== Supplied data ==
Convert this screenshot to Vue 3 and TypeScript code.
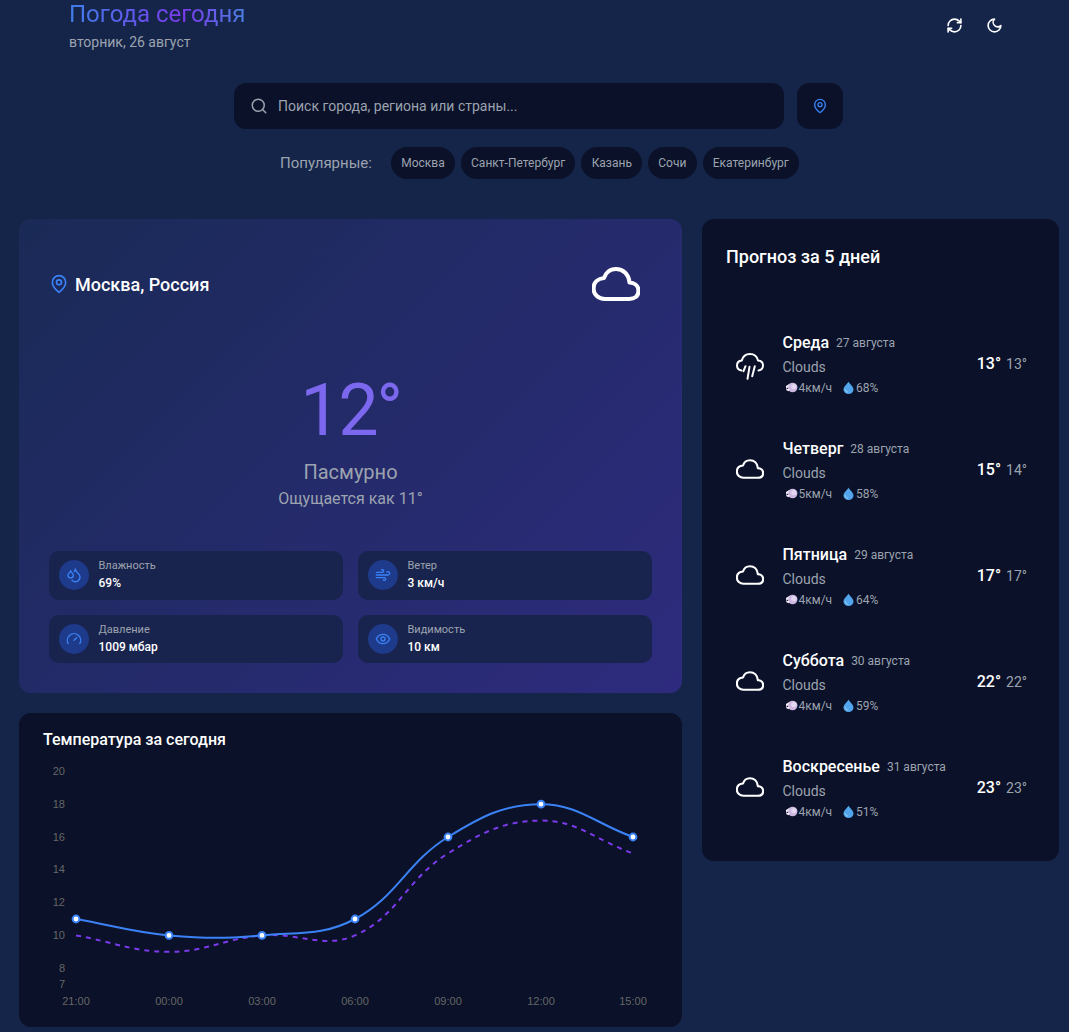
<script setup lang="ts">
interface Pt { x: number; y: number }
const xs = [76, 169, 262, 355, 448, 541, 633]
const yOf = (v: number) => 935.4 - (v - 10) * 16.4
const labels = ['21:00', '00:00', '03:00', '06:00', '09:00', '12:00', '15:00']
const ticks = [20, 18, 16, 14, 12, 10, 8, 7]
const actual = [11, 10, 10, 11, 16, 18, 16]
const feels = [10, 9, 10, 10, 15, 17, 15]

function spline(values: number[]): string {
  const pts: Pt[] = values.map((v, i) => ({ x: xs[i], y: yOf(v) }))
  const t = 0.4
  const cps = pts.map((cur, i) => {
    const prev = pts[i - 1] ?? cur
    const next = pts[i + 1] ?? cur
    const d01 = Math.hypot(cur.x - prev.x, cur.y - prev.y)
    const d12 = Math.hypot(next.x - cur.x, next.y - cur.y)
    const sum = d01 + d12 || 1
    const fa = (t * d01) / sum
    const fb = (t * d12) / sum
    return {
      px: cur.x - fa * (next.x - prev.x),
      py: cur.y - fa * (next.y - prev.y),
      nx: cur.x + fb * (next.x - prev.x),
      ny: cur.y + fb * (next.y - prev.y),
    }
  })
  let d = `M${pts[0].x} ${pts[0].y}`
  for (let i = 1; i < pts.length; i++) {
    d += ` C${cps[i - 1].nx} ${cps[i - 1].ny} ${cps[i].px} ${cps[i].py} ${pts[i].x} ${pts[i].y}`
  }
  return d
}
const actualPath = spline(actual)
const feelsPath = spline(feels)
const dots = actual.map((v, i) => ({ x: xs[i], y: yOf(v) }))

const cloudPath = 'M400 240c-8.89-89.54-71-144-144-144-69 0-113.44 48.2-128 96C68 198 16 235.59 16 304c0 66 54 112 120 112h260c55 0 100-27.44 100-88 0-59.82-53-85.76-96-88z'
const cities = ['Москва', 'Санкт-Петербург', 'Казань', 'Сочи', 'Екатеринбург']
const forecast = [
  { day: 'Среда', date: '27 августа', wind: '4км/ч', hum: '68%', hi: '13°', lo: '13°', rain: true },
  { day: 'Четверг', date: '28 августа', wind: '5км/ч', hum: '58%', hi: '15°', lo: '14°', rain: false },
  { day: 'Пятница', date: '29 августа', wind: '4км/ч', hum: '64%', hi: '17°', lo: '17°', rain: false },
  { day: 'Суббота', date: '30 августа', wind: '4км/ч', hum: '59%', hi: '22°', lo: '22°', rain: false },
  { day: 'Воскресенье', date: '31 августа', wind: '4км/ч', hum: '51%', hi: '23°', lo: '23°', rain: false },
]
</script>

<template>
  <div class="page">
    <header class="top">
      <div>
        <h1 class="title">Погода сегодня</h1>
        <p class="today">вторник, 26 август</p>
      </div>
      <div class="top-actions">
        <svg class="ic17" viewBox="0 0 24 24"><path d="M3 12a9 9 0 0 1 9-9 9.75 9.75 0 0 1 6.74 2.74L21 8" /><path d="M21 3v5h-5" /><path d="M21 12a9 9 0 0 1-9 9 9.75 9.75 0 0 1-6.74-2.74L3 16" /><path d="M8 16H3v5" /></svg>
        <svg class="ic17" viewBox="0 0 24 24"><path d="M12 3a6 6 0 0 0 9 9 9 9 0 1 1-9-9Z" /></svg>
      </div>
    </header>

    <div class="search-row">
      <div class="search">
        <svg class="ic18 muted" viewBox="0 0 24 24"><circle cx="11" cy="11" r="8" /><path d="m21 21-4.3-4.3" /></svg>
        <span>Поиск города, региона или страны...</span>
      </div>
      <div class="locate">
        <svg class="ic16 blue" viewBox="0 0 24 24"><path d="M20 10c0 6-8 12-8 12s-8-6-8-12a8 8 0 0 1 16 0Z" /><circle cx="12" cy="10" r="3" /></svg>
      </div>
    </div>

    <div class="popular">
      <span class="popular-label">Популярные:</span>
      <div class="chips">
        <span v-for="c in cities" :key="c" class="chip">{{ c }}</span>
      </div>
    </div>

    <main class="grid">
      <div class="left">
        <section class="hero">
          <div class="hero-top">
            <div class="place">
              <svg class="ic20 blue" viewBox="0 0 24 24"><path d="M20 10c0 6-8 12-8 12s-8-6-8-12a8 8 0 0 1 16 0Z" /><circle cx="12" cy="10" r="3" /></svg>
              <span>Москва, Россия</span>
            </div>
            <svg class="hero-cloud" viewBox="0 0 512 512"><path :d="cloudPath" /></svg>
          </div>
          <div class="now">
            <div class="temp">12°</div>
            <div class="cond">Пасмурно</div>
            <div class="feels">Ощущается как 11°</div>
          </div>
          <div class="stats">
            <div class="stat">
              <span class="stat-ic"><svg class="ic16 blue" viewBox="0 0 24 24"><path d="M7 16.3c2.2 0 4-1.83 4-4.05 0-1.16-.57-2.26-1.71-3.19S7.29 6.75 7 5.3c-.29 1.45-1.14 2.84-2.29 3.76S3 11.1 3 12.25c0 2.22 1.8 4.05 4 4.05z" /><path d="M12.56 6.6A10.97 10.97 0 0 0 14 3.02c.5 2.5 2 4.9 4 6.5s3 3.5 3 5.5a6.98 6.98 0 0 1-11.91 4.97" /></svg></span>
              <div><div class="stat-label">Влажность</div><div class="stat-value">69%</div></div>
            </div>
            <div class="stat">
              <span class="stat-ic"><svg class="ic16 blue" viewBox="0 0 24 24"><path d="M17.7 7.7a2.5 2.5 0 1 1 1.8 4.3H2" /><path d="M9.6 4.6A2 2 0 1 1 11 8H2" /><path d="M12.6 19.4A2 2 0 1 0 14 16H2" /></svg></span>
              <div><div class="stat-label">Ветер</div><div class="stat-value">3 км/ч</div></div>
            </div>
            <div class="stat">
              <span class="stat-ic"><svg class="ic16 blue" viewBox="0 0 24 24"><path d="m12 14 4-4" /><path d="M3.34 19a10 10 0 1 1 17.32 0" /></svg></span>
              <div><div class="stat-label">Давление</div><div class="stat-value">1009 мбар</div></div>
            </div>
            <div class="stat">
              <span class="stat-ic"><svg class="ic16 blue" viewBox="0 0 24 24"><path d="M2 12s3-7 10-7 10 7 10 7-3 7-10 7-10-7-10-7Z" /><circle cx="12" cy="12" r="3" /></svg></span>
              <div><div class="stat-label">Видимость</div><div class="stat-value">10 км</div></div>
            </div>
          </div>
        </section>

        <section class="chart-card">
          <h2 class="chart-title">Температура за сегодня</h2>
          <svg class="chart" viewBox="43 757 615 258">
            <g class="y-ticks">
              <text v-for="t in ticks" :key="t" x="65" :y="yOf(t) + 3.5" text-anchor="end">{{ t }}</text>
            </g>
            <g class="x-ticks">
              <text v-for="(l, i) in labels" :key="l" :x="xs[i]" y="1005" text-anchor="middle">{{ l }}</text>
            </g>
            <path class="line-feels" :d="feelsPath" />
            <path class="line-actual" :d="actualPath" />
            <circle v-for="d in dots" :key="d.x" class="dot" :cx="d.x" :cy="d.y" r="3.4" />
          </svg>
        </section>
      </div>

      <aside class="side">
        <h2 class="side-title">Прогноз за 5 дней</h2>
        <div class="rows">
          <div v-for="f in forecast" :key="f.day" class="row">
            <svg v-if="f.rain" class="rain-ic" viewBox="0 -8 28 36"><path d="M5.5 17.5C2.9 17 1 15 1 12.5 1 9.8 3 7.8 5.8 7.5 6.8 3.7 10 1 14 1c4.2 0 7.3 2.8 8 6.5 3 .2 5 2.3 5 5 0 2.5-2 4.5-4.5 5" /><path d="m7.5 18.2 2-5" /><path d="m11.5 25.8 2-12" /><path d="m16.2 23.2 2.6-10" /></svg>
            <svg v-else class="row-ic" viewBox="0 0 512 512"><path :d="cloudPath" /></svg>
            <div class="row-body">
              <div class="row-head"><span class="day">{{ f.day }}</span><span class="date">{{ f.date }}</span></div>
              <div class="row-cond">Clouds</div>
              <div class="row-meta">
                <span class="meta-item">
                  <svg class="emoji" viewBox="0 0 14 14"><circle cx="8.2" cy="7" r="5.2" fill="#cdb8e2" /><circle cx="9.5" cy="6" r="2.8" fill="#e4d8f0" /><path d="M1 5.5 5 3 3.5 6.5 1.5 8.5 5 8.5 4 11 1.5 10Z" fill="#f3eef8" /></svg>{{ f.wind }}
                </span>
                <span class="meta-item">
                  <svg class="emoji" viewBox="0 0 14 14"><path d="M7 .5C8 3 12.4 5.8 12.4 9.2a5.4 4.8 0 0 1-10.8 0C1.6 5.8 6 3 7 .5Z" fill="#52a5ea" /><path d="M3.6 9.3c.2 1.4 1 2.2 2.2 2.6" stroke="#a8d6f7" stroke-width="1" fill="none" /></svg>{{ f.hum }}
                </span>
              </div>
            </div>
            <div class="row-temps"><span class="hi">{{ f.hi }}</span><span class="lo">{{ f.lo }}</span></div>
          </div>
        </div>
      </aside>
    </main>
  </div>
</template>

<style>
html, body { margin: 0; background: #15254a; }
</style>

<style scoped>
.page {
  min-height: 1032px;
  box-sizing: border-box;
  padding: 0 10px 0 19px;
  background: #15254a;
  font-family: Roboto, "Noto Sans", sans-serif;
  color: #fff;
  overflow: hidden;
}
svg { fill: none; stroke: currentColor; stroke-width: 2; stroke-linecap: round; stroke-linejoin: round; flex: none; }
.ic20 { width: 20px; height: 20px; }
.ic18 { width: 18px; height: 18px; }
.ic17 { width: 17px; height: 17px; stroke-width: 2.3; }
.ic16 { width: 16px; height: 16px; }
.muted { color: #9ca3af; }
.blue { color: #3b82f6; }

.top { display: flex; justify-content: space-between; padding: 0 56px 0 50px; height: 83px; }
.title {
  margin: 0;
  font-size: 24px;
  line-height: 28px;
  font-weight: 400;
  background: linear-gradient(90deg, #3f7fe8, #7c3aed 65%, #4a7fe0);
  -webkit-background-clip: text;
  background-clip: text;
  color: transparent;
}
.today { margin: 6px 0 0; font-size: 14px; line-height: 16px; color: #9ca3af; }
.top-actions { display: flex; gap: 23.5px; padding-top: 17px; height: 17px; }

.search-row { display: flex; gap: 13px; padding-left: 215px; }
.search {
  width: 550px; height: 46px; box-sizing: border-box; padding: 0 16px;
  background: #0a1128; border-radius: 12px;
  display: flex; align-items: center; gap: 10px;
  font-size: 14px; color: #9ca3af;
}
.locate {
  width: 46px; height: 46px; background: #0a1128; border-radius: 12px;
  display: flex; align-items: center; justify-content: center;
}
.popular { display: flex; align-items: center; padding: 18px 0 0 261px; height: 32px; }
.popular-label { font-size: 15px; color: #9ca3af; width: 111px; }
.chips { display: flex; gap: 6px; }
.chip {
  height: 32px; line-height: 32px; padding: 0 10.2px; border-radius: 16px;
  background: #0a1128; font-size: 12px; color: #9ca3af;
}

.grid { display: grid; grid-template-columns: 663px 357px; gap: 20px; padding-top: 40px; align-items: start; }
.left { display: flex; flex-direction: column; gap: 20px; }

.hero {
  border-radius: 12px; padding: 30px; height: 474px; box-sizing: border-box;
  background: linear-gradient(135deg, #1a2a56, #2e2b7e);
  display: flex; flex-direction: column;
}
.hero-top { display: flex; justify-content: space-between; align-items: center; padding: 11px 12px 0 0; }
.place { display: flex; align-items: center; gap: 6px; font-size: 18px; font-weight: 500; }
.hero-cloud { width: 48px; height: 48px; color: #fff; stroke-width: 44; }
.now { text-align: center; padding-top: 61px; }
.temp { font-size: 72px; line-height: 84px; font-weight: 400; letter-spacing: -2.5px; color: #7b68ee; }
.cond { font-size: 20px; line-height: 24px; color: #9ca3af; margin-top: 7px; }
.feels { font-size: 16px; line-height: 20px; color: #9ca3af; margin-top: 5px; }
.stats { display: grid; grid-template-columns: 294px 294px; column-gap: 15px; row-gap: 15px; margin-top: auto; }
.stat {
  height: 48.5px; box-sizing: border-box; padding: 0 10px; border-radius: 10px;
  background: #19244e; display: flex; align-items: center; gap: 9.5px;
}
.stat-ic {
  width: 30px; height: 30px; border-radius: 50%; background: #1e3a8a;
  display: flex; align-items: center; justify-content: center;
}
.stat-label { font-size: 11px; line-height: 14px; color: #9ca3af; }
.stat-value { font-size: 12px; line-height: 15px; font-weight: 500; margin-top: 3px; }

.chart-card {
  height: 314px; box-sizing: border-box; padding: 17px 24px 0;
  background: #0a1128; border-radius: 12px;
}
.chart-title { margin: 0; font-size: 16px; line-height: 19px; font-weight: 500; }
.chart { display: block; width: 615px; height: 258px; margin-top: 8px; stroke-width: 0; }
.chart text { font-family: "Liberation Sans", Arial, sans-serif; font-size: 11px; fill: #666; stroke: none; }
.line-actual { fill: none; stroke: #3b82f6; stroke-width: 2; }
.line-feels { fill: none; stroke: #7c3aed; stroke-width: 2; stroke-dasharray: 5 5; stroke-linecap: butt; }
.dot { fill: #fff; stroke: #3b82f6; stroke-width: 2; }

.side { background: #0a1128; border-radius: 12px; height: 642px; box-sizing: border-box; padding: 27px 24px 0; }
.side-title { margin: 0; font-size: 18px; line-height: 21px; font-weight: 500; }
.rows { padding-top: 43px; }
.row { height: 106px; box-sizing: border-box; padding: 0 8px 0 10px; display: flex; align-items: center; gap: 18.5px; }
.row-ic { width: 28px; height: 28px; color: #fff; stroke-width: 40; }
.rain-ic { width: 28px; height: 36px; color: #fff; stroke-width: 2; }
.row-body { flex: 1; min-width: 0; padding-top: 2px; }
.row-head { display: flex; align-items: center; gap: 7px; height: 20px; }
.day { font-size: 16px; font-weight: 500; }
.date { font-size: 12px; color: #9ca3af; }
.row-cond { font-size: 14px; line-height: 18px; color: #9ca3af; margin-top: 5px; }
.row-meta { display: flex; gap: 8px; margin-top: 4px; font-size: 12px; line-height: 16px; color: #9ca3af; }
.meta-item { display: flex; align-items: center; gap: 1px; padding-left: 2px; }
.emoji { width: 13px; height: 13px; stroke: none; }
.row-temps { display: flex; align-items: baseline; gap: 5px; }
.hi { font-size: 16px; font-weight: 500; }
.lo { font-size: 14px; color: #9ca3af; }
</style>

== Exercise brief ==
Make an exact copy of the lines from the top of the material through the line with "const feels = [10, 9, 10, 10, 15, 17, 15]", pictures excluded.

== Answer for this exercise ==
Convert this screenshot to Vue 3 and TypeScript code.
<script setup lang="ts">
interface Pt { x: number; y: number }
const xs = [76, 169, 262, 355, 448, 541, 633]
const yOf = (v: number) => 935.4 - (v - 10) * 16.4
const labels = ['21:00', '00:00', '03:00', '06:00', '09:00', '12:00', '15:00']
const ticks = [20, 18, 16, 14, 12, 10, 8, 7]
const actual = [11, 10, 10, 11, 16, 18, 16]
const feels = [10, 9, 10, 10, 15, 17, 15]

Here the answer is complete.